The problem of lagging perception is, I think, pretty straightforward to explain. For a small segment of the population it is absolutely true: things have never been better. That's for the people who benefited most from lower tax rates and asset inflation. That is the Bush stronghold.

For the rest of the country, other than house prices if one already owned one, life has not been so grand. This last month there was a reported drop of .5% in weekly earnings. A drop in what is supposed to be a strong recovery. Further, real inflation, not the concoction the BLS uses, looks to be running at roughly 6.5% based on the last report.
Not core? Yeah, well, it's money real people have to spend if they want to eat or drive.

Last, despite the up tick in jobs creation, plenty of people are still losing the jobs they had. Witness the mass layoffs in telecom. And I am willing to bet that dual income families have in many cases become single income or lower double income families. Would the official unemployment rate be as high as it is (and sure it's likely actually much higher) if this were not the case? How else to explain how nearly a million jobs can be added to payrolls with minimal statistical impact?
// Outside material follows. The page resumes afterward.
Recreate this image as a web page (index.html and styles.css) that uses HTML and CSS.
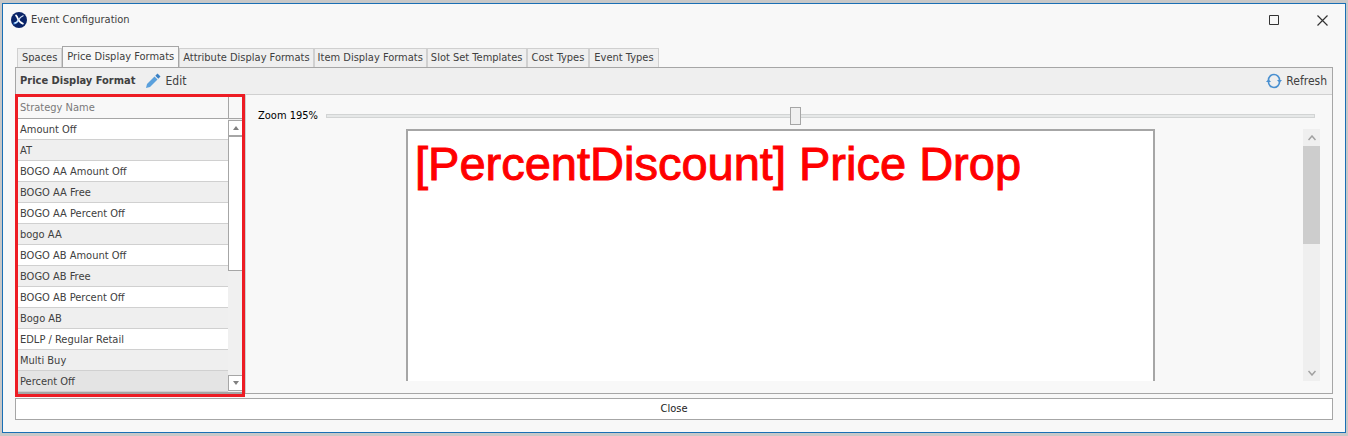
FILE: index.html
```html
<!DOCTYPE html>
<html lang="en">
<head>
<meta charset="utf-8">
<title>Event Configuration</title>
<link rel="stylesheet" href="styles.css">
</head>
<body>
<div class="window">
  <header class="titlebar">
    <svg class="logo" viewBox="0 0 16 16" aria-hidden="true"><circle cx="8" cy="8" r="8" fill="#0a2468"/><path d="M2.500 11.500q3 0 5-3.500" stroke="#3b8ee0" stroke-width="1.800" fill="none"/><path d="M4.500 3q1.500 1 2.500 4t5.500 5" stroke="#fff" stroke-width="1.800" fill="none"/><path d="M12.500 3.500Q9 5 7.500 8t-4 3" stroke="#d8e6f8" stroke-width="1.300" fill="none"/></svg>
    <h1 class="title">Event Configuration</h1>
    <button class="win-btn" aria-label="Maximize"><svg viewBox="0 0 11 11"><path d="M.5.5h9v9h-9z" fill="none" stroke="#333"/></svg></button>
    <button class="win-btn" aria-label="Close window"><svg viewBox="0 0 11 11"><path d="M.5.5l10 10M10.500.5l-10 10" fill="none" stroke="#333" stroke-width="1.200"/></svg></button>
  </header>
  <nav class="tabs" role="tablist">
    <button class="tab" role="tab">Spaces</button>
    <button class="tab active" role="tab" aria-selected="true">Price Display Formats</button>
    <button class="tab snug" role="tab">Attribute Display Formats</button>
    <button class="tab snug" role="tab">Item Display Formats</button>
    <button class="tab snug" role="tab">Slot Set Templates</button>
    <button class="tab" role="tab">Cost Types</button>
    <button class="tab" role="tab">Event Types</button>
  </nav>
  <main class="panel">
    <div class="toolbar">
      <h2 class="heading">Price Display Format</h2>
      <button class="tool"><svg viewBox="0 0 16 16" aria-hidden="true"><path d="M1 15l1-4 7.500-7.500 3 3L5 14z" fill="#5aa0dc"/><path d="M10.300 2.700L12.500.5l3 3-2.200 2.200z" fill="#3a80c4"/></svg>Edit</button>
      <button class="tool refresh"><svg viewBox="0 0 16 16" aria-hidden="true"><path d="M2.500 7a5.500 5.500 0 0 1 11 0M13.500 9a5.500 5.500 0 0 1-11 0" fill="none" stroke="#4a90d0" stroke-width="1.600"/><path d="M11 7h5l-2.500 3zM0 9h5L2.500 6z" fill="#4a90d0"/></svg>Refresh</button>
    </div>
    <div class="content">
      <section class="list">
        <table class="grid">
          <thead><tr><th>Strategy Name</th></tr></thead>
          <tbody>
            <tr><td>Amount Off</td></tr>
            <tr><td>AT</td></tr>
            <tr><td>BOGO AA Amount Off</td></tr>
            <tr><td>BOGO AA Free</td></tr>
            <tr><td>BOGO AA Percent Off</td></tr>
            <tr><td>bogo AA</td></tr>
            <tr><td>BOGO AB Amount Off</td></tr>
            <tr><td>BOGO AB Free</td></tr>
            <tr><td>BOGO AB Percent Off</td></tr>
            <tr><td>Bogo AB</td></tr>
            <tr><td>EDLP / Regular Retail</td></tr>
            <tr><td>Multi Buy</td></tr>
            <tr class="selected"><td>Percent Off</td></tr>
          </tbody>
        </table>
        <div class="list-side">
          <div class="corner"></div>
          <div class="list-scroll">
            <button class="arrow" aria-label="Scroll list up"><svg viewBox="0 0 6 4"><path d="M0 4l3-4 3 4z" fill="#808080"/></svg></button>
            <div class="list-thumb"></div>
            <button class="arrow down" aria-label="Scroll list down"><svg viewBox="0 0 6 4"><path d="M0 0h6L3 4z" fill="#808080"/></svg></button>
          </div>
        </div>
      </section>
      <section class="preview">
        <div class="zoom">
          <label for="zoom">Zoom 195%</label>
          <input id="zoom" class="slider" type="range" min="0" max="411" value="195">
        </div>
        <div class="viewport">
          <div class="page"><p class="sample">[PercentDiscount] Price Drop</p></div>
          <div class="scroll">
            <button class="scroll-btn" aria-label="Scroll up"><svg viewBox="0 0 8 6"><path d="M.5 5L4 1l3.500 4" fill="none" stroke="#a0a0a0" stroke-width="1.500"/></svg></button>
            <div class="scroll-thumb"></div>
            <button class="scroll-btn down" aria-label="Scroll down"><svg viewBox="0 0 8 6"><path d="M.5 1L4 5l3.500-4" fill="none" stroke="#a0a0a0" stroke-width="1.500"/></svg></button>
          </div>
        </div>
      </section>
    </div>
  </main>
  <button class="close">Close</button>
</div>
</body>
</html>
```
FILE: styles.css
```css
* { box-sizing: border-box; }
body {
  margin: 0;
  min-height: 100vh;
  padding: 3px 2px;
  display: flex;
  background: #c8c8c8;
  font: 11px/16px "DejaVu Sans Condensed", "DejaVu Sans", sans-serif;
  color: #404040;
}
button {
  font: inherit;
  color: inherit;
  margin: 0;
  padding: 0;
  border: 0;
  background: none;
}
svg { display: block; }
.window {
  flex: 1;
  display: flex;
  flex-direction: column;
  border: 1px solid #1a6fb5;
  background: #f8f8f8;
  padding: 0 12px 12px;
}
.titlebar { display: flex; align-items: center; height: 32px; }
.logo { width: 16px; height: 16px; margin-left: -4px; }
.title { flex: 1; margin: 0 0 0 4px; font-size: 11px; font-weight: normal; }
.win-btn { width: 48px; height: 32px; display: grid; place-items: center; }
.win-btn:last-child { margin-right: -13px; }
.win-btn svg { width: 11px; height: 11px; }
.tabs { display: flex; align-items: flex-end; margin: 10px 0 -1px 2px; }
.tab {
  height: 20px;
  padding: 0 4px;
  border: 1px solid #d0d0d0;
  border-bottom-color: #a6a6a6;
  background: #efefef;
}
.tab.snug { padding: 0 3px; }
.tab.active {
  height: 22px;
  padding: 0 4px;
  border-color: #a6a6a6;
  border-bottom-color: #f8f8f8;
  background: #f8f8f8;
}
.panel {
  flex: 1;
  display: flex;
  flex-direction: column;
  border: 1px solid #a6a6a6;
}
.toolbar {
  display: flex;
  align-items: center;
  height: 27px;
  padding: 0 5px 0 4px;
  border-bottom: 1px solid #d0d0d0;
  background: #efefef;
}
.heading { margin: 0 10px 0 0; font-size: 11px; font-weight: bold; }
.tool { display: flex; align-items: center; gap: 4px; font-size: 12px; }
.tool svg { width: 16px; height: 16px; }
.refresh { margin-left: auto; }
.content { flex: 1; display: flex; }
.list {
  display: flex;
  width: 230px;
  margin: -1px 0 -4px -1px;
  border: 3px solid #ed1c24;
  background: #f0f0f0;
  box-shadow: inset 0 -2px #a6a6a6;
}
.grid { flex: 1; border-collapse: separate; border-spacing: 0; align-self: flex-start; }
.grid th {
  height: 22px;
  padding: 0 2px;
  text-align: left;
  font-weight: normal;
  color: #7a7a7a;
  background: #f8f8f8;
  border-bottom: 1px solid #a6a6a6;
}
.grid td {
  height: 21px;
  padding: 2px 2px 0;
  background: #fff;
  border-bottom: 1px solid #d0d0d0;
}
.grid tr:nth-child(even) td { background: #efefef; }
.grid .selected td { background: #e4e4e4; }
.list-side { width: 14px; display: flex; flex-direction: column; }
.corner { height: 22px; background: #f8f8f8; border-left: 1px solid #a6a6a6; border-bottom: 1px solid #a6a6a6; }
.list-scroll { flex: 1; display: flex; flex-direction: column; padding: 1px 0 3px; }
.arrow { height: 16px; display: grid; place-items: center; border: 1px solid #a6a6a6; border-right: 0; background: #fff; }
.arrow svg { width: 6px; height: 4px; }
.list-thumb { height: 135px; border: 1px solid #a6a6a6; border-right: 0; background: #fff; }
.down { margin-top: auto; }
.preview { flex: 1; display: flex; flex-direction: column; border-left: 1px solid #d0d0d0; padding: 10px 12px 12px; }
.zoom { display: flex; align-items: center; gap: 8px; height: 22px; margin-right: 5px; color: #000; }
.slider { flex: 1; height: 18px; margin: 0; appearance: none; background: none; }
.slider::-webkit-slider-runnable-track { height: 4px; background: #e6e8e8; border: 1px solid #d2d4d4; }
.slider::-webkit-slider-thumb {
  appearance: none;
  width: 11px;
  height: 18px;
  margin-top: -8px;
  background: #f0f0f0;
  border: 1px solid #a6a6a6;
}
.viewport { flex: 1; display: flex; margin-top: 2px; }
.page {
  width: 72%;
  max-width: 749px;
  margin: 0 auto;
  border: 2px solid #a6a6a6;
  border-bottom: 0;
  background: #fff;
}
.sample {
  margin: 7px 0 0 7px;
  font: 47px/52px "Liberation Sans", Arial, sans-serif;
  color: #f00;
  -webkit-text-stroke: 1px #f00;
  white-space: nowrap;
}
.scroll { width: 17px; display: flex; flex-direction: column; background: #efefef; }
.scroll-btn { height: 17px; display: grid; place-items: center; }
.scroll-btn svg { width: 8px; height: 6px; }
.scroll-thumb { height: 98px; background: #cdcdcd; }
.close { height: 22px; margin-top: 4px; border: 1px solid #a6a6a6; background: #fff; color: #222; }
```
So the bottom line is I think that this is still a lackluster recovery for real people while businesses have been able to take advantage of tax breaks and currency effects to boost earnings. What's so hard to understand about that?

Minyan Bryan McCormick

and....

John,

I sense that the economy is slowing in California. My wife and I have a pretty big sample size of thousands of people that we know....most small and mid-sized business owners through her dental practice. This monitoring worked well for me in late 1999/early 2000.
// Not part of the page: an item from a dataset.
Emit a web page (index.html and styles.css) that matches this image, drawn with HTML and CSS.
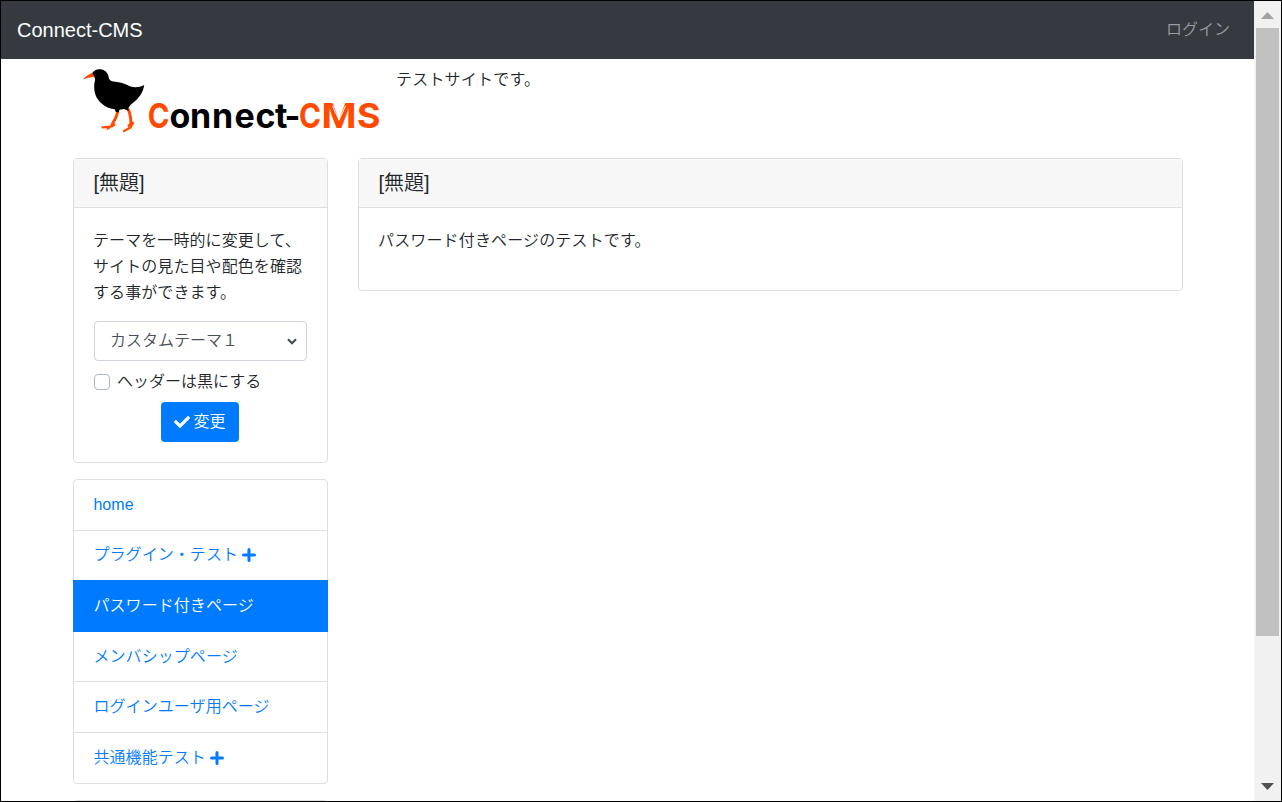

Here's some of what we're seeing.

1) The housing market has come to a screeching halt. Escrow companies and realtors are reporting that they have no work. The phones aren't ringing. No deals closing. Prices haven't dropped yet, but it takes time for the owners to come to terms with the market.
(As you know, I sold my home in early April as the 10yr was starting to sell off. since then 15 homes have come on the market and ALL of them have just been sitting there. My neighbor took out an ad that mistakenly showed his home $100,000 less than his list price. Not one phone call. He lost his job and can only hold out two more months before he lowers the price.)

2) Business owners are complaining about increased costs. Not employee costs, employees have zero bargaining power. And there's no sense that inflation is hitting since everyone believes the government. If it keeps up, businesses will have to lay off. I sense that they are on the fence right now.

3) The older Boomers are petrified about a costly retirement. They are finally adding it all up. Their "safe" bonds tanked and stocks seem risky (rightly so) to them. They are aware that their homes are also vulnerable. The smart ones are selling and leaving California.

4) Lots of new strip malls were erected to help raise local taxes since Prop 13 (limited real estate taxes) can't raise the necessary revenue. California is special this way. Local governments rely on the Home Depots of the world and fight over them. Two Lowe's just opened up right across the street from a Home Depot. Best Buy opened up across from Frye's. The stores are vacant. There is way too much overcapacity.

Maybe I'm biased but I sense a palpable sea change these last few weeks. It's amazing how members of the press report that housing and the economy is on fire. Problem is they are working off of old data. Any closings from May were from contracts executed in April.